The God within

September 09, 2012 12:28 am | Updated September 11, 2012 02:42 pm IST

“Is it so bad, then, to be misunderstood? Pythagoras, Socrates, Jesus, Copernicus, Galileo, and Newton were all misunderstood... To be great is to be misunderstood.” Ralph Waldo Emerson

Jill Bolte Taylor is a brain scientist at the neuropsychiatry department of Harvard University. She learnt her first lesson in true brain function when, at the age of 38, she came down with an intense headache one morning. The pain was so unbearable and soon made her lose all her left brain functions like speech, comprehension, use of the right half of the body and self-consciousness. But what she discovered that morning was so profound which no one could ever have found, which the world needs to know. Jill had the unique opportunity to learn the brain functions inside out. She was acutely aware of the two distinct brain parts, the right and the left connected only by millions of axons through the corpus callosum.

The right brain is a parallel processor, while the left brain is a serial processor, if you like. While the left brain thinks linearly, the right thinks holistically. The left brain understands the present, past and the future, the reason why we all feel miserable. The right brain, on the contrary, connects us with this whole universe as a speck in the omnipotent universal consciousness. That morning, Jill felt real “nirvana” in her own words. However, now and then her dying left brain would kick her back to the mad world, reminding her “Hey Jill, you have a problem, you need help!” Soon she will fall back into that blissful satchitananda of the disconnected right brain that connects her only to her maker, the universal consciousness.

Doctors at the Mass General Hospital removed a large blood clot in her left brain caused by a vessel bursting open. It took her eight years to get back her normal functions, to go back to work again on the human brain. She goes round the world telling people how she felt that fateful morning which transformed her whole life and gave her a new perspective. She has learnt to forget those two most dangerous days of the year — yesterday and tomorrow. God presented her with a present — “today” to enjoy.

Yesterday has been a dream and no force on earth can undo that: tomorrow is only a mirage which no one could predict. Why then worry about those two days and make life miserable? One could live blissfully in the present trying to help others live well too. Happiness comes in search of you when you help make another person happy. Thena thyakthena bhoonjithaaha — “rejoice in giving” is the advice of the Ishopasnishad.

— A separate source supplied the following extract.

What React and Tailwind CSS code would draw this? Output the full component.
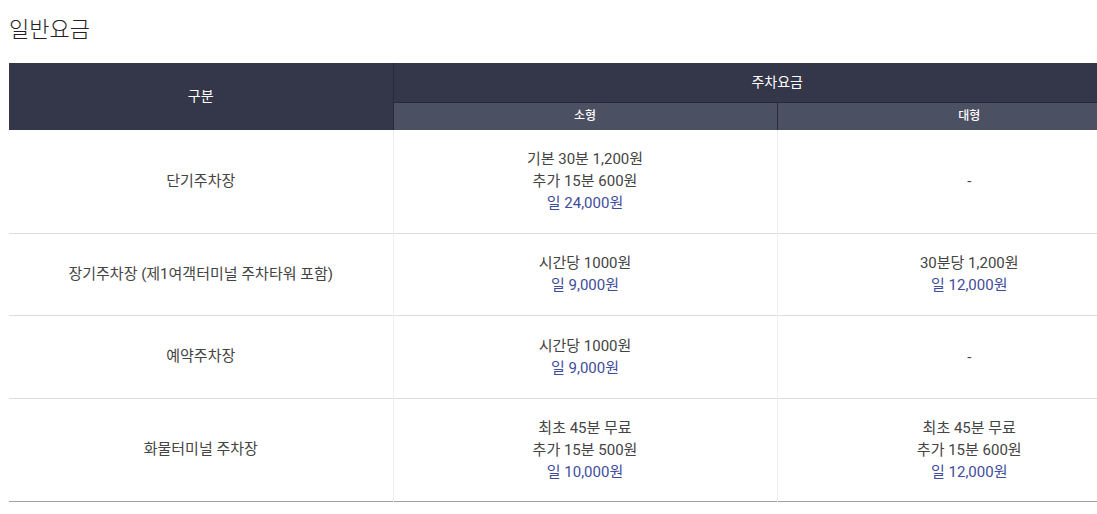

One need not get brain haemorrhage to realise God. We could do that by stimulating our right brain functions through praanaayaama regularly. David Schanoff Khalsa, a neuro-psychiatrist in San Diego University, had been working on the benefits of left nostril breathing (Kriya Yoga) in treating mental ailments such as depression, epilepsy, obsessive compulsive neurosis and other anxiety disorders. Human mind is intangible but is a wonderful wonder. Mind is not an organ in the conventional sense; it is not situated in the brain or any other organ. Brain is a computer coordinating all the body functions. Mind is only energy at the subatomic level of every single human cell of which there are one hundred thousand billions in all.

Matter and energy are the two sides of the same coin; they are not two distinct entities at the subtlest level, opines a great physicist, Hans-Peter Duerr, Emeritus President of the Max Planck Institute in Munich, who succeeded Albert Einstein and Werner Heisenberg. Trying to look at matter at its subtlest level for the last 55 years, Hans-Peter recently realised that there is no matter distinct from energy at that level. That vast omnipotent energy is the universal consciousness (or God) and we humans are but a tiny bit of that consciousness, the individual consciousness.

One need not go in search of God in all temples, churches and mosques, while our own God resides within all of us as universal compassion and friendship. Why not try and develop that God who is attainable to each and everyone of us? One need not even be literate to do that, one has to be educated though, to know that God resides inside each of us. We need to transform ourselves from the manliness of “getting and forgetting to the godliness of giving and forgiving.” One could attain godhood easily by meditation and praanaayaamaa not overnight but by constant practice.